▶ _Work instructions_:
Pull every line containing the word "component" from the records.

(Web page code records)
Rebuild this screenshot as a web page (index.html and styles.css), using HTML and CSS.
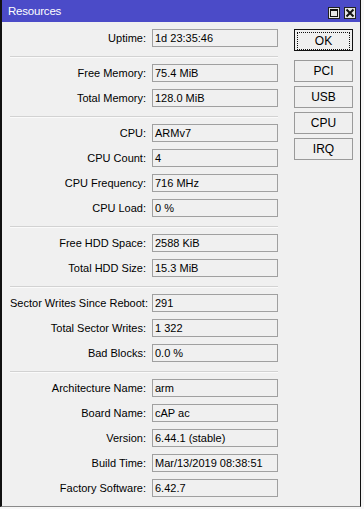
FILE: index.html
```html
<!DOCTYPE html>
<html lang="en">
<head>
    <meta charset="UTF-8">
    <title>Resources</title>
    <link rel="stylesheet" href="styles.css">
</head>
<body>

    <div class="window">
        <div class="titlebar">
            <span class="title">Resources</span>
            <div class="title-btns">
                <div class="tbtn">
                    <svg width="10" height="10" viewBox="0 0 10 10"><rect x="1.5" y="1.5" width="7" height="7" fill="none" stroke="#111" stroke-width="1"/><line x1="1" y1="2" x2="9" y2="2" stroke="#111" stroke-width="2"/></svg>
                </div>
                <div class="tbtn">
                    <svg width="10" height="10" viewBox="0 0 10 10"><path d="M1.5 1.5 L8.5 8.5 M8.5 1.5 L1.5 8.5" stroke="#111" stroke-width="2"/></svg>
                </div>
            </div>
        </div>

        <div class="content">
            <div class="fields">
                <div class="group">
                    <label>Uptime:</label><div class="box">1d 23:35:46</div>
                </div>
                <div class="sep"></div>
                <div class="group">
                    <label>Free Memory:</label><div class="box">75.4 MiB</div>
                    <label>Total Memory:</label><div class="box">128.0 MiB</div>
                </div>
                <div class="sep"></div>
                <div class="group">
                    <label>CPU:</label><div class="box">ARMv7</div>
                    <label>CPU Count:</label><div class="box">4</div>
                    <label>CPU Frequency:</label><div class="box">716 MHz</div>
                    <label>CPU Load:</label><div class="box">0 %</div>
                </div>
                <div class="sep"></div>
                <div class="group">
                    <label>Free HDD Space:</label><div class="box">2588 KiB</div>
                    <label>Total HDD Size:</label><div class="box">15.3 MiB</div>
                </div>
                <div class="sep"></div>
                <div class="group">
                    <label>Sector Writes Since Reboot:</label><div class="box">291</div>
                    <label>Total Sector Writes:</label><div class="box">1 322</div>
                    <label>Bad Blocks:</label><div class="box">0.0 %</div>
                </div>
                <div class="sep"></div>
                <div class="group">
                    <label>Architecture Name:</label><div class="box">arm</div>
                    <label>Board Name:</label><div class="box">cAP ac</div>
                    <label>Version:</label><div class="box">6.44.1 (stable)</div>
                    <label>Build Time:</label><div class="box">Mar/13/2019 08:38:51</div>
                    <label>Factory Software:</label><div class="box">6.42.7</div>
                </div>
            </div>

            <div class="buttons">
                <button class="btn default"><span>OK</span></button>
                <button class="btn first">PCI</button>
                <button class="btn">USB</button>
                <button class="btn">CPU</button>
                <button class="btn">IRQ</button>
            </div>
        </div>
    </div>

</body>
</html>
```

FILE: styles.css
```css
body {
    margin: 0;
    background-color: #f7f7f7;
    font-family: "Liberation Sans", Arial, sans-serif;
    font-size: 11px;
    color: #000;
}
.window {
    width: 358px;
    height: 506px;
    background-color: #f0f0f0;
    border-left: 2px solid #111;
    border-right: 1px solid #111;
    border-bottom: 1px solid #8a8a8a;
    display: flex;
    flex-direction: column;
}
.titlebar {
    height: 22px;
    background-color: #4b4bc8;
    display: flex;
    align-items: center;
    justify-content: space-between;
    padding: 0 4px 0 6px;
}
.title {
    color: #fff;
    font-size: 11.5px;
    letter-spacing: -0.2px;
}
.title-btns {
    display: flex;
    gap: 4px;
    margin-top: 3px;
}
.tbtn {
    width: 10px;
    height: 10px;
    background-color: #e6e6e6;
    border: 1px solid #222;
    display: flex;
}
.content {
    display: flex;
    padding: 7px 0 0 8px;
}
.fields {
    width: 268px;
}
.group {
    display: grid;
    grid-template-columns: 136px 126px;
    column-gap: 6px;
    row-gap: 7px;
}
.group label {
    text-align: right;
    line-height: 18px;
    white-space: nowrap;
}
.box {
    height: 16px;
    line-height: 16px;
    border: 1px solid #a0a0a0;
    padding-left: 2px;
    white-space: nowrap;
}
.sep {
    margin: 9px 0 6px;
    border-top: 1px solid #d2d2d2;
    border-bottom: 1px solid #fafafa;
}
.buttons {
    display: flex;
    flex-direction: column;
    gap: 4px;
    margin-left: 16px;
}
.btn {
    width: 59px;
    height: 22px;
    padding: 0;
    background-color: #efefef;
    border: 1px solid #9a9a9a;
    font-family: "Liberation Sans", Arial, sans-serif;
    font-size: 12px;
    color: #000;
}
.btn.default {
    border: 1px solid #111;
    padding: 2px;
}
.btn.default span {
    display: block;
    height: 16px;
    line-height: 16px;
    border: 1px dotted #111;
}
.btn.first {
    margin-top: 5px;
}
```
==
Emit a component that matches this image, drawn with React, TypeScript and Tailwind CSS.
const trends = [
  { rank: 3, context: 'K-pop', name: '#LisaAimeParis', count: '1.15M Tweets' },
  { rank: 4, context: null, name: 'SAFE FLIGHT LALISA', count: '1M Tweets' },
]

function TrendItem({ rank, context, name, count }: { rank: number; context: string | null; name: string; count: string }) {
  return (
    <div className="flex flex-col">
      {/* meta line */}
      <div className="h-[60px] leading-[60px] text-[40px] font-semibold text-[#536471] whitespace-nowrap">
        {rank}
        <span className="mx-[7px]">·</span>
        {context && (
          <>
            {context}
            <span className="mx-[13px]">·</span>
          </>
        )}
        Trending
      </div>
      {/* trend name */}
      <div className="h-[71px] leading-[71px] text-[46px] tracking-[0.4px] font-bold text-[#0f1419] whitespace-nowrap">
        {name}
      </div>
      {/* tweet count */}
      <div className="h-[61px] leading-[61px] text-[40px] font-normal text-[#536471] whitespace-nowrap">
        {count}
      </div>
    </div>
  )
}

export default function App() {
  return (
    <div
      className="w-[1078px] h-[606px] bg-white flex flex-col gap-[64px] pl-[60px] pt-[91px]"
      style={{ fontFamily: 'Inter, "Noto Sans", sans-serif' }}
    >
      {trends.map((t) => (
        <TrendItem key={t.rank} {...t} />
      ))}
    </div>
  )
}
==
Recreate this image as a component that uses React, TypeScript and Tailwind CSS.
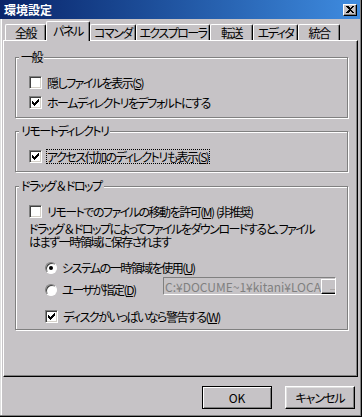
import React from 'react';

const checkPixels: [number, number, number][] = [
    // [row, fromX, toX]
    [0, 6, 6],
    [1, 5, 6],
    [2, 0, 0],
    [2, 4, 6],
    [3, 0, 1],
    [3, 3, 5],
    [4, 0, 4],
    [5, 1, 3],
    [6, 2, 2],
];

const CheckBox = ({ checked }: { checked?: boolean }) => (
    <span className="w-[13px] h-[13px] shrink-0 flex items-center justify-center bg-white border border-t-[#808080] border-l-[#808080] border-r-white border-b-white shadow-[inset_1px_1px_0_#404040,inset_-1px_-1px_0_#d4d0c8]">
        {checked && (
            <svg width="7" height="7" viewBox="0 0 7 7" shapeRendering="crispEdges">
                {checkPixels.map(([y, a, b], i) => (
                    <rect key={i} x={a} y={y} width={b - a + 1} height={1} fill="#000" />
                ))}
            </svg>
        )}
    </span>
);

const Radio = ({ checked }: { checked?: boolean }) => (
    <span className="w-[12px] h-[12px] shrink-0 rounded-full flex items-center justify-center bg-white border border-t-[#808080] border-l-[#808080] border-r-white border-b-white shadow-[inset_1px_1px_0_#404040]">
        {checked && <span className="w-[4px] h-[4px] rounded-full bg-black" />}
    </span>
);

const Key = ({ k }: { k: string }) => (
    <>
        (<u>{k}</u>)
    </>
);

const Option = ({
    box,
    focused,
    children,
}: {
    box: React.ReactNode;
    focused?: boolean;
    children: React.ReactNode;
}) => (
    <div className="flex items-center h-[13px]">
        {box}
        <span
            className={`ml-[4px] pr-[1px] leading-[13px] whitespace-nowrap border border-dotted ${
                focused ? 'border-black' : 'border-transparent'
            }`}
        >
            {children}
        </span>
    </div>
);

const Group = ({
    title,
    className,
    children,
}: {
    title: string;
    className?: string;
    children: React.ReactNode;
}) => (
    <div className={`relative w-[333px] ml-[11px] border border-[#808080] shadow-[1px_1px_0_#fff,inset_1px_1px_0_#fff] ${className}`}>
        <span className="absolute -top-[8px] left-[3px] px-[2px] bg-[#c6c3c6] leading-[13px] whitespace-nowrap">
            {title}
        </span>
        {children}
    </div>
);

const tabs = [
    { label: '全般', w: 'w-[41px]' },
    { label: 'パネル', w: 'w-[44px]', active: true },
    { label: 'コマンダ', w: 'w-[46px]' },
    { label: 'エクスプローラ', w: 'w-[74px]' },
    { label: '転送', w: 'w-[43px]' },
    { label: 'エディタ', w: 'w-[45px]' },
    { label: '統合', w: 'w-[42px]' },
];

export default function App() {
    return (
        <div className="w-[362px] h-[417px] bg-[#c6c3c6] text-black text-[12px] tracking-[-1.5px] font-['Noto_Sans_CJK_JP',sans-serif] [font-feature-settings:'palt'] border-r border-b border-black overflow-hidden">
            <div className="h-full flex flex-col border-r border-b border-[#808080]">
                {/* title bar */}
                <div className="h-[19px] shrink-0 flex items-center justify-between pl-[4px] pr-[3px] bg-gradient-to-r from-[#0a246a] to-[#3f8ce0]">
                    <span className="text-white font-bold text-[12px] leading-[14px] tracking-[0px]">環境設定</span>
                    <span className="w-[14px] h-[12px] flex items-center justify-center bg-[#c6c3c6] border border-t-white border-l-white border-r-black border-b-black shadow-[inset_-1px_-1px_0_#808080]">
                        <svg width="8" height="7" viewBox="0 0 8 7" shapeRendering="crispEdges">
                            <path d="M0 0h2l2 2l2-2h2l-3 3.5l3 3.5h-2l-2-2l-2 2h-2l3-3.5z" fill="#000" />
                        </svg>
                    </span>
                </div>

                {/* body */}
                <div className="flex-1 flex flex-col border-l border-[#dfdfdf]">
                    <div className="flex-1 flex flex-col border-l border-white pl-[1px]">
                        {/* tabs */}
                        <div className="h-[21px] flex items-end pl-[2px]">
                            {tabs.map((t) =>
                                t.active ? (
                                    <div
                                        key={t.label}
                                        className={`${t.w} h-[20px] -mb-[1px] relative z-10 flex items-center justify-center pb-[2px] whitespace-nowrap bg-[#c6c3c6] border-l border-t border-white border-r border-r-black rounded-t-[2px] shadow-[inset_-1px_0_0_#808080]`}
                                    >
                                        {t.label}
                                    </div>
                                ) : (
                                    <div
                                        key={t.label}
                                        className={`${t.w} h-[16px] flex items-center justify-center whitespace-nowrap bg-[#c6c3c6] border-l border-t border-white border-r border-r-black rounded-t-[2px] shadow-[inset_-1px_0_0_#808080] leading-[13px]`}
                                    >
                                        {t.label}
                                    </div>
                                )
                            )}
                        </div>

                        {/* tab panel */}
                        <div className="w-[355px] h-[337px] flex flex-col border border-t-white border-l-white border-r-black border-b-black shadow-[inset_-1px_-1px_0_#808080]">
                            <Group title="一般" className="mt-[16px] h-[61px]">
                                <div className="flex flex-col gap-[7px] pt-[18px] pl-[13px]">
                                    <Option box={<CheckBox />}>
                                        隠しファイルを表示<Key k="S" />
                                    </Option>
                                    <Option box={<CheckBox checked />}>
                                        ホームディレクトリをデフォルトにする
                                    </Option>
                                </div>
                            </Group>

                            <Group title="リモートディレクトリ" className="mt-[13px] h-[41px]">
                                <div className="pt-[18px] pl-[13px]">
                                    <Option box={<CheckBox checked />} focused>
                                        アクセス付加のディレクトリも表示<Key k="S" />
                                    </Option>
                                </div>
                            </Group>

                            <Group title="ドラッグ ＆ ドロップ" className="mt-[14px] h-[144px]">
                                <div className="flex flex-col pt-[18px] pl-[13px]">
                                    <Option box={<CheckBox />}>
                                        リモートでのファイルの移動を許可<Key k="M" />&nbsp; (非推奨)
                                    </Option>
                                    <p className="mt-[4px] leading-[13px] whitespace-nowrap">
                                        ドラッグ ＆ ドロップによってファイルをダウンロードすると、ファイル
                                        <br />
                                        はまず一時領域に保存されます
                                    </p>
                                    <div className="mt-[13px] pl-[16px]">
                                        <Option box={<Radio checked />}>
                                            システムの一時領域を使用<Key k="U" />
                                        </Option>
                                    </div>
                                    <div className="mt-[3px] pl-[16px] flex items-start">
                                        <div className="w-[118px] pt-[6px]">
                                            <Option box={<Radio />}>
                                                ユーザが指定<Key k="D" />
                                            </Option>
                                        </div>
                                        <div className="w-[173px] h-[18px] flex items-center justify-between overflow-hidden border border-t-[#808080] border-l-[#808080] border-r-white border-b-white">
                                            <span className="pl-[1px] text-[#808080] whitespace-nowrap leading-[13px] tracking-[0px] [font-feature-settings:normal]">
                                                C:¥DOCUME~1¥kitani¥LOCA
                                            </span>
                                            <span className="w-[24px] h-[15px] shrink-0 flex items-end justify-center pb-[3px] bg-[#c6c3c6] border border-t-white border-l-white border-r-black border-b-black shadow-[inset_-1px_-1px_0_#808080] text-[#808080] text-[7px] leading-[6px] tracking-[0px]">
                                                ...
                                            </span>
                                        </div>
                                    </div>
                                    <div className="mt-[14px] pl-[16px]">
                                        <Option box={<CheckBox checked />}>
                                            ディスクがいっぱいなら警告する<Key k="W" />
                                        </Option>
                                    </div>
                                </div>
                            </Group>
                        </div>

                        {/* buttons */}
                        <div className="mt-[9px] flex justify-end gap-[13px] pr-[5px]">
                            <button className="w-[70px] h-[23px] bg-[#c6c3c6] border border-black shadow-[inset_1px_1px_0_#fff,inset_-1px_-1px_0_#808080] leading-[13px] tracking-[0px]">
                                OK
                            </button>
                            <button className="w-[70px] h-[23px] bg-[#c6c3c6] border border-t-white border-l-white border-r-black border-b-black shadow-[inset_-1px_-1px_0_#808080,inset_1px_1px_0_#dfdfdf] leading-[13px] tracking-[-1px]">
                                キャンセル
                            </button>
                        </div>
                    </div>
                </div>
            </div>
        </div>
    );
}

▶ _Full solution_:
Emit a component that matches this image, drawn with React, TypeScript and Tailwind CSS.
Recreate this image as a component that uses React, TypeScript and Tailwind CSS.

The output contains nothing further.